D’accordo, ma oggi non c’è un problema di conduzione? «Sarebbe troppo facile, e forse ingeneroso, chiedere a Speziali di farsi da parte. E poi chi chiede le dimissioni di un presidente spesso non ha un piano B. E io qui non vedo piani B – sostiene Modenini –. Una cosa è però sicura: servono assolutamente un bagno di umiltà, un confronto interno, che sia costruttivo, e ascolto». Un confronto interno «con il coinvolgimento non solo degli organi istituzionali del partito, ma anche degli esponenti della vecchia guardia e dei giovani». Ma di almeno tre aspetti, il Plr, a detta sempre di Modenini, «farebbe bene a tener conto». Ovvero? «Primo: il partito non deve appiattirsi sull’azione dei propri rappresentanti in governo, deve quindi essere propositivo in maniera autonoma.

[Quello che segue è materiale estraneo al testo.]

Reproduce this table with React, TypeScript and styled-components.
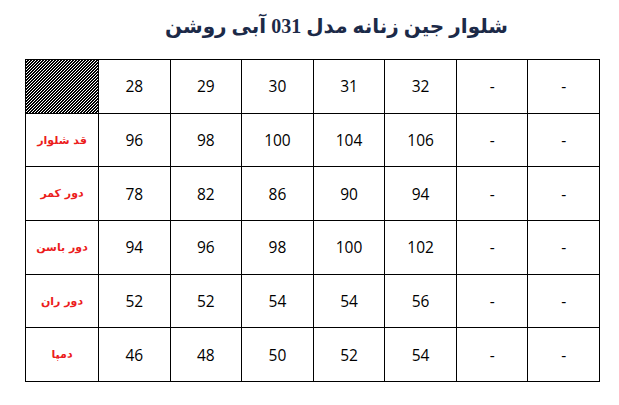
import React from 'react';
import styled, { createGlobalStyle } from 'styled-components';

const GlobalStyle = createGlobalStyle`
  html, body {
    margin: 0;
    padding: 0;
    background: #ffffff;
  }
`;

const Page = styled.div`
  width: 619px;
  height: 405px;
  background: #fff;
  display: flex;
  flex-direction: column;
  padding: 14px 0 0 25px;
  box-sizing: border-box;
`;

const Title = styled.h1`
  margin: 0;
  width: 575px;
  padding-left: 48px;
  box-sizing: border-box;
  height: 45px;
  text-align: center;
  direction: rtl;
  font-family: 'Liberation Serif', 'DejaVu Sans', serif;
  font-weight: 700;
  font-size: 20px;
  line-height: 24px;
  color: #1c2a48;
`;

const Grid = styled.div`
  display: grid;
  grid-template-columns: 73px repeat(7, 1fr);
  grid-auto-rows: 53.7px;
  width: 575px;
  border-top: 1.5px solid #000;
  border-left: 1.5px solid #000;
  box-sizing: border-box;
`;

const Cell = styled.div<{ $hatched?: boolean }>`
  display: flex;
  align-items: center;
  justify-content: center;
  border-right: 1.5px solid #000;
  border-bottom: 1.5px solid #000;
  font-family: 'Open Sans', 'Liberation Sans', sans-serif;
  font-size: 15.5px;
  color: #000;
  background-color: #fff;
  background-image: ${(p) =>
    p.$hatched
      ? 'linear-gradient(-45deg, #000 25%, #fff 25%, #fff 50%, #000 50%, #000 75%, #fff 75%)'
      : 'none'};
  background-size: 3px 3px;
`;

const Label = styled(Cell)`
  direction: rtl;
  font-family: 'DejaVu Sans', sans-serif;
  font-weight: 700;
  font-size: 11px;
  color: #ec1c1c;
`;

const sizes = ['28', '29', '30', '31', '32', '-', '-'];

const rows: { label: string; values: string[] }[] = [
  { label: 'قد شلوار', values: ['96', '98', '100', '104', '106', '-', '-'] },
  { label: 'دور کمر', values: ['78', '82', '86', '90', '94', '-', '-'] },
  { label: 'دور باسن', values: ['94', '96', '98', '100', '102', '-', '-'] },
  { label: 'دور ران', values: ['52', '52', '54', '54', '56', '-', '-'] },
  { label: 'دمپا', values: ['46', '48', '50', '52', '54', '-', '-'] },
];

const App: React.FC = () => {
  return (
    <>
      <GlobalStyle />
      <Page>
        <Title>شلوار جین زنانه مدل 031 آبی روشن</Title>
        <Grid>
          <Cell $hatched />
          {sizes.map((s, i) => (
            <Cell key={`h${i}`}>{s}</Cell>
          ))}
          {rows.map((row) => (
            <React.Fragment key={row.label}>
              <Label>{row.label}</Label>
              {row.values.map((v, i) => (
                <Cell key={i}>{v}</Cell>
              ))}
            </React.Fragment>
          ))}
        </Grid>
      </Page>
    </>
  );
};

export default App;
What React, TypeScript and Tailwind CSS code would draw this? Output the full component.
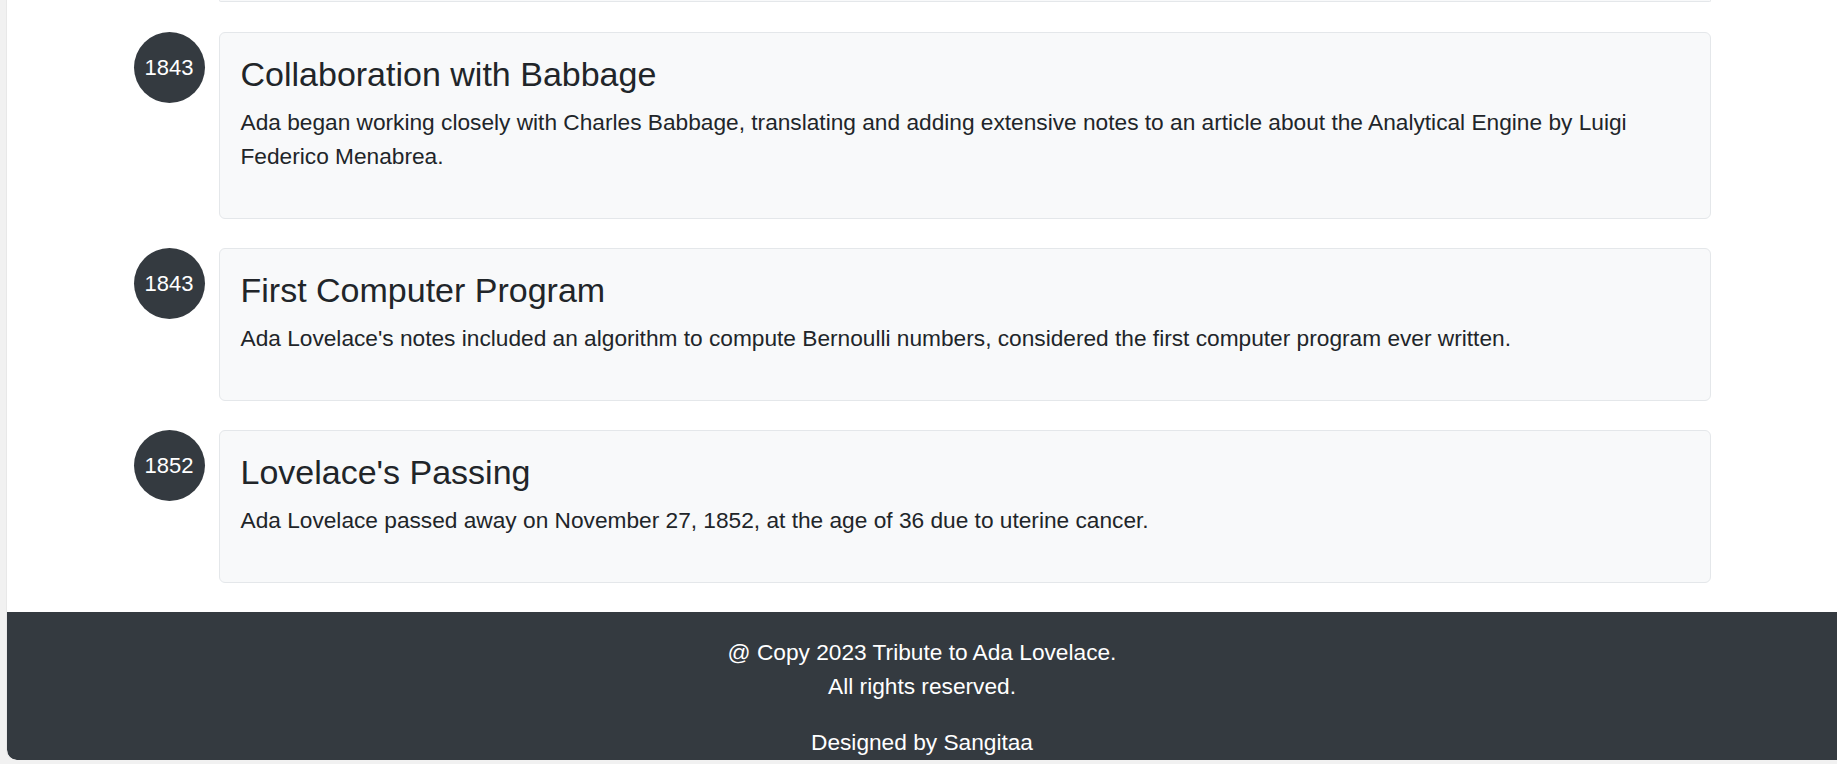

Secondo: già ora bisogna pianificare le elezioni cantonali del 2027, perché le cose vanno preparate con largo anticipo se si vuole individuare dei validi candidati, dei validi profili da sostenere. Per questo andrebbero designati del talent scout che vadano a scovare sul territorio questi profili. Insomma, ci vuole più programmazione. Terzo aspetto, la comunicazione verso l'esterno deve essere più profilata, immediata e chiara».

Celio: ‘Il dibattito interno ci aiutava’

Ma ora siamo agli sgoccioli del 2023. «Vedo male il Plr in questo momento», afferma Franco Celio, per quasi 20 anni deputato in Gran Consiglio e memoria storica del partito. «C’è un problema di risultati, una volta bastava mettere fuori il bandierone, ora non è così. È venuto a mancare il patriottismo di partito. Non penso comunque che la soluzione in questo momento sia quella di cambiare il presidente, i problemi resterebbero». A mancare per Celio è «quel dibattito interno che per anni aveva caratterizzato il partito. Venivamo molto criticati, tempo fa, per le discussioni interne. Ma probabilmente era meglio così, aiutava a creare interesse per i nostri temi».